* **Instructions for the task**
Only lines holding the word "this" should be copied from the material.

* **Supplied material**
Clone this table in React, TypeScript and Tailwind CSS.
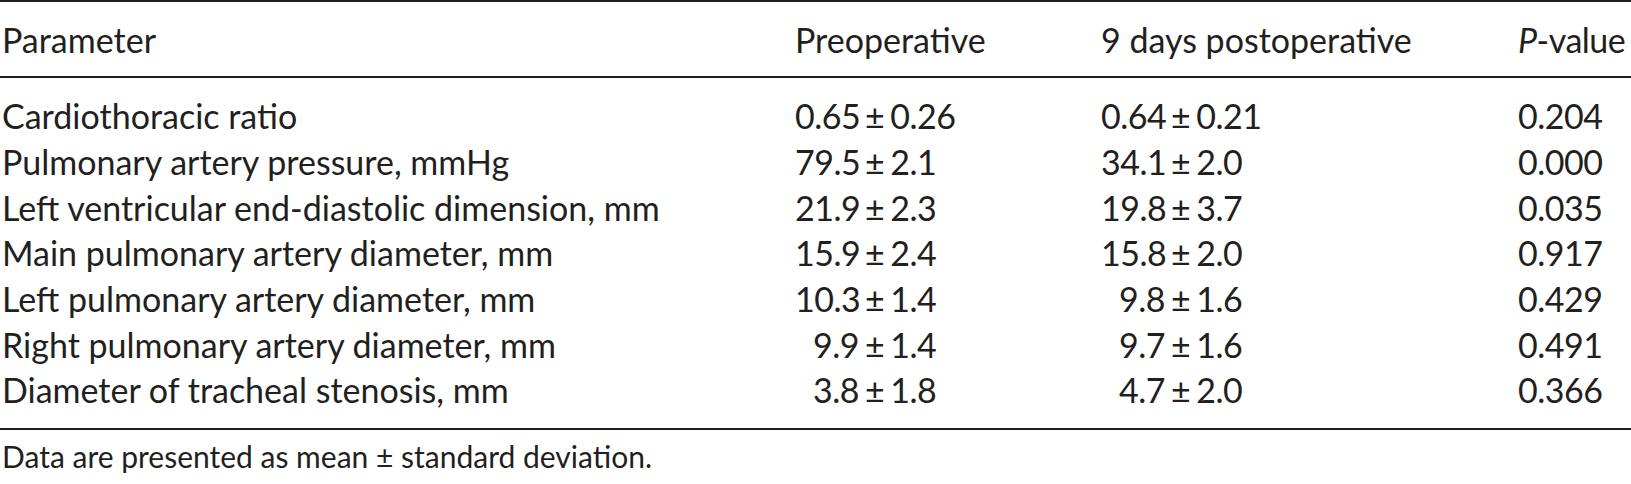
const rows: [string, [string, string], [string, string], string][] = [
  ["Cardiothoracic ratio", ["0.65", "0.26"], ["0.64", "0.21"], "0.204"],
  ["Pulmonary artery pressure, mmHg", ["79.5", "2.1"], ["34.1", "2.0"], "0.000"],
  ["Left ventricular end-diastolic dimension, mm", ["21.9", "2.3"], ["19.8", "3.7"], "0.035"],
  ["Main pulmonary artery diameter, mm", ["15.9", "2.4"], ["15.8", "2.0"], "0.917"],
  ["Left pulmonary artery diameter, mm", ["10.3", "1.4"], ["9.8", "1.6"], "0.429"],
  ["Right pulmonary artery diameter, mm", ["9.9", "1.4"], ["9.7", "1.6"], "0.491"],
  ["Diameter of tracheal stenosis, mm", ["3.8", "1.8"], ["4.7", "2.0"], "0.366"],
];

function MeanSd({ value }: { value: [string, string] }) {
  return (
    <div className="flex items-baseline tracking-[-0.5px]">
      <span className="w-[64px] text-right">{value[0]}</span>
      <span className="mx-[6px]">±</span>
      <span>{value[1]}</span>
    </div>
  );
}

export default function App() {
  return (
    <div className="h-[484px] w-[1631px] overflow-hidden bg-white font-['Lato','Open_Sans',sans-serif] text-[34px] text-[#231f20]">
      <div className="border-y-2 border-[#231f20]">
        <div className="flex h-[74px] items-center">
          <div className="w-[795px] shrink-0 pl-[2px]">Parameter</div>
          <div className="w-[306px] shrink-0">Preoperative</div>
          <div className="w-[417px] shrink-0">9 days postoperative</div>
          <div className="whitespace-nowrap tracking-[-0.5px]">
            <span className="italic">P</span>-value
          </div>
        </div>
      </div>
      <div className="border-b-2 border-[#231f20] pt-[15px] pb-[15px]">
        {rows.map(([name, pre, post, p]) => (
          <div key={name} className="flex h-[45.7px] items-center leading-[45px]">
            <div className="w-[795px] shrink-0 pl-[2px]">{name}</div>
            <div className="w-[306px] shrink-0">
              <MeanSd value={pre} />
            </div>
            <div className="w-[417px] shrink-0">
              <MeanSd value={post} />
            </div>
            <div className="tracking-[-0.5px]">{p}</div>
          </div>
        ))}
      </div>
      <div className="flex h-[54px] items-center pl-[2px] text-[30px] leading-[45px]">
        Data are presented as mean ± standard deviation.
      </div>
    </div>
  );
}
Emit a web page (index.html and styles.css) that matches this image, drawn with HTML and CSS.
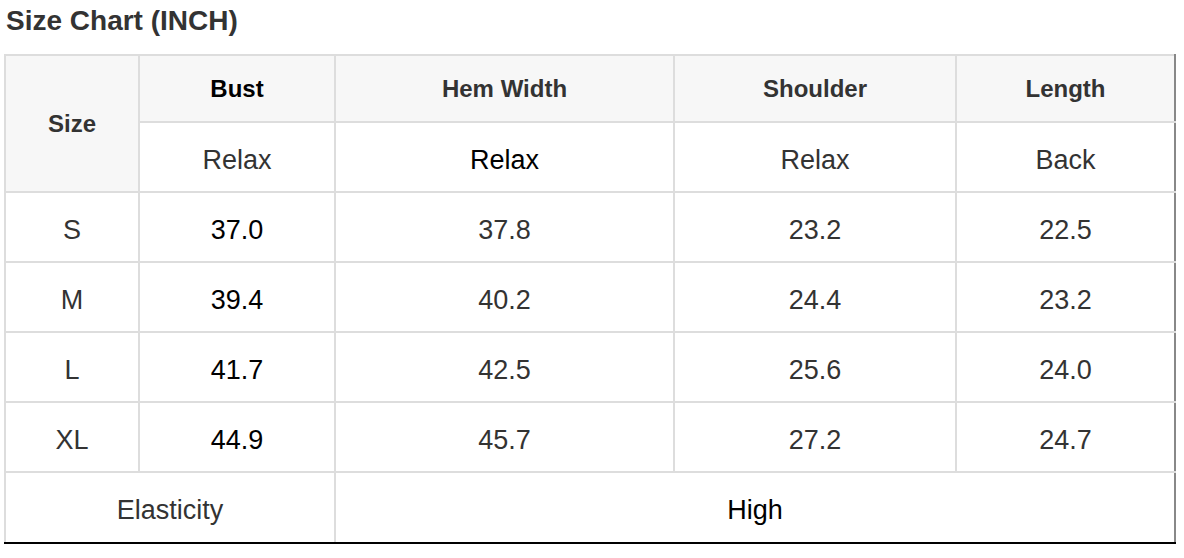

* **Output below**
Clone this table in React, TypeScript and Tailwind CSS.
Emit a web page (index.html and styles.css) that matches this image, drawn with HTML and CSS.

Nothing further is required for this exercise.